Testata:  La Repubblica, ed. Palermo

Data/e:  4 maggio 2014

Autore:  Umberto Cantone

Articolo: 

Il poeta e sceneggiatore romagnolo Tonino Guerra non si dava pace: «Come fate voi siciliani a non commemorare un talento come Franco Indovina? », domandò una volta al critico Gregorio Napoli.

Per fortuna, a riparare si fa ancora in tempo. E c’è un modo per rendere omaggio al cineasta palermitano scomparso, a soli 40 anni, nell’incidente aereo di Montagna Longa (5 maggio 1972): procurarsi il dvd, recentemente edito dalla Cecchi Gori Home Video, del suo raro “Lo scatenato” (1967), scritto da Guerra e Luigi Malerba e interpretato da Vittorio Gassman.

Nato alla corte di Visconti e poi assistente dei maestri di quegli anni d’oro (Antonioni, Rosi, De Sica), Indovina rivelò gusto sicuro e originalità inventiva fin dall’esordio dietro la macchina da presa con l’episodio “Latin lover” di “Tre volti” (1964), un’occasione doppiamente fortunata perché gli consentì di lavorare con Alberto Sordi e di conoscere la bellissima Soraya, alla quale si legò intimamente conquistando la ribalta “scandalistica”.

Dopo aver diretto Tognazzi in “Menage all’italiana” e prima di “Giochi particolari”, acre apologo sull’alienazione con Mastroianni, l’eccentrico regista palermitano s’imbarcò nell’impresa di una favoletta surreal-kafkiana tutta imperniata sulla figura di un attore di “caroselli” talmente affetto da zoofobia da credersi vittima di ogni specie animale fino a perdere il lavoro, sprofondare nella follia e degradarsi alla condizione di scimpanzè: “Lo scatenato”, appunto.

Il film è appesantito nel ritmo da dialoghi che marcano l’assunto anticonsumista, esibendo però un parossistico impianto visuale con ambienti e scenari che sono un trionfo di arte oggettuale e radical design. Indovina fa inseguire il suo protagonista da un’enorme barattolo di carne Montana che cita la Campbell’s Soup di Warhol e inquadra un water che sembra un ready made di Duchamp. Altro merito del regista è stato quello di affiancare al vulcanico Gassman due giganti in erba: un giovanissimo Gigi Proietti e l’esordiente Carmelo Bene nei panni di un prelato che si muove come Buster Keaton. Lo scontro per strada tra i due mattatori è da comica finale oltre a funzionare come presagio di schermaglie fuori e dentro i palcoscenici futuri.

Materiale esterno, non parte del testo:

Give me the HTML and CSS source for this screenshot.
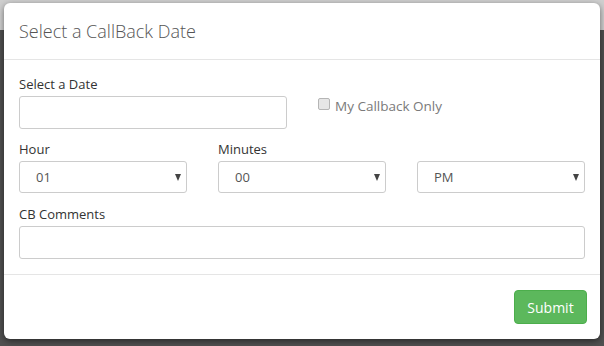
FILE: index.html
```html
<!DOCTYPE html>
<html lang="en">
<head>
 <meta charset="UTF-8">
 <title>Select a CallBack Date</title>
 <link rel="stylesheet" href="styles.css">
</head>
<body>
<div class="modal">
 <div class="modal_header">
  <h4>Select a CallBack Date</h4>
 </div>
 <form class="modal_body" name="cbForm">
  <div class="row two">
   <div class="group">
    <label for="cbdate">Select a Date</label>
    <input type="text" id="cbdate" class="field">
   </div>
   <div class="check">
    <label><input type="checkbox"> My Callback Only</label>
   </div>
  </div>
  <div class="row three">
   <div class="group">
    <label>Hour</label>
    <div class="select_wrap"><select class="field"><option>01</option></select></div>
   </div>
   <div class="group">
    <label>Minutes</label>
    <div class="select_wrap"><select class="field"><option>00</option></select></div>
   </div>
   <div class="group">
    <label>&nbsp;</label>
    <div class="select_wrap"><select class="field"><option>PM</option></select></div>
   </div>
  </div>
  <div class="group last">
   <label for="cbcomments">CB Comments</label>
   <input type="text" id="cbcomments" class="field">
  </div>
 </form>
 <div class="modal_footer">
  <button type="button" class="btn_submit">Submit</button>
 </div>
</div>
</body>
</html>
```

FILE: styles.css
```css
html, body{
  margin: 0;
  height: 100%;
}
body{
  background: linear-gradient(to bottom, #cfcfcf 0, #cfcfcf 30px, #505050 30px);
  font-family: "Open Sans", "Liberation Sans", sans-serif;
  font-size: 13px;
  color: #333;
  padding: 3px 4px 0 4px;
  box-sizing: border-box;
}
.modal{
  width: 596px;
  height: 336px;
  background: #fff;
  border-radius: 6px;
  box-shadow: 0 2px 6px rgba(0,0,0,.5);
  display: flex;
  flex-direction: column;
}
.modal_header{
  padding: 15px 15px 14px 15px;
  border-bottom: 1px solid #e5e5e5;
}
.modal_header h4{
  margin: 0;
  font-size: 18px;
  font-weight: 300;
  line-height: 27px;
  color: #555;
}
.modal_body{
  padding: 15px 15px 15px 15px;
  margin: 0;
}
.row{
  display: grid;
}
.row.two{
  grid-template-columns: 1fr 1fr;
  column-gap: 30px;
}
.row.three{
  grid-template-columns: 1fr 1fr 1fr;
  column-gap: 31px;
}
.group{
  margin-bottom: 11px;
}
.group.last{
  margin-top: 1px;
  margin-bottom: 0;
}
.group label{
  display: block;
  line-height: 19px;
  margin-bottom: 2px;
  color: #333;
}
.field{
  display: block;
  width: 100%;
  box-sizing: border-box;
  height: 33px;
  border: 1px solid #ccc;
  border-radius: 3px;
  background: #fff;
  font-family: inherit;
  font-size: 13px;
  color: #555;
  margin: 0;
}
.select_wrap{
  position: relative;
}
.select_wrap select{
  appearance: none;
  -webkit-appearance: none;
  height: 32px;
  padding: 0 0 0 16px;
}
.select_wrap::after{
  content: "";
  position: absolute;
  right: 6px;
  top: 13px;
  border-left: 3.5px solid transparent;
  border-right: 3.5px solid transparent;
  border-top: 7px solid #444;
  pointer-events: none;
}
.check{
  padding-top: 21px;
}
.check label{
  display: flex;
  align-items: center;
  line-height: 20px;
  color: #7a7a7a;
  font-size: 13.5px;
}
.check input{
  appearance: none;
  -webkit-appearance: none;
  width: 12px;
  height: 12px;
  margin: 0 5px 0 1px;
  border: 1px solid #b5b5b5;
  border-radius: 2px;
  background: #e6e6e6;
  box-sizing: border-box;
  position: relative;
  top: -2px;
}
.modal_footer{
  border-top: 1px solid #e5e5e5;
  padding: 15px 13px 15px 15px;
  display: flex;
  justify-content: flex-end;
}
.btn_submit{
  height: 34px;
  width: 73px;
  background: #5cb85c;
  border: 1px solid #4cae4c;
  border-radius: 4px;
  color: #fff;
  font-family: inherit;
  font-size: 14px;
  padding: 0;
}
```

Per il suo ultimo, sorprendente “Storie dell’anno Mille”, Indovina richiamò sul set il geniale Carmelo. Insieme fecero vibrare l’interesse nientemeno che di Ingmar Bergman, il quale suggerì a Guerra, dopo aver visto il film d’ambientazione medievale, di tenere d’occhio quel cineasta palermitano «too young to die».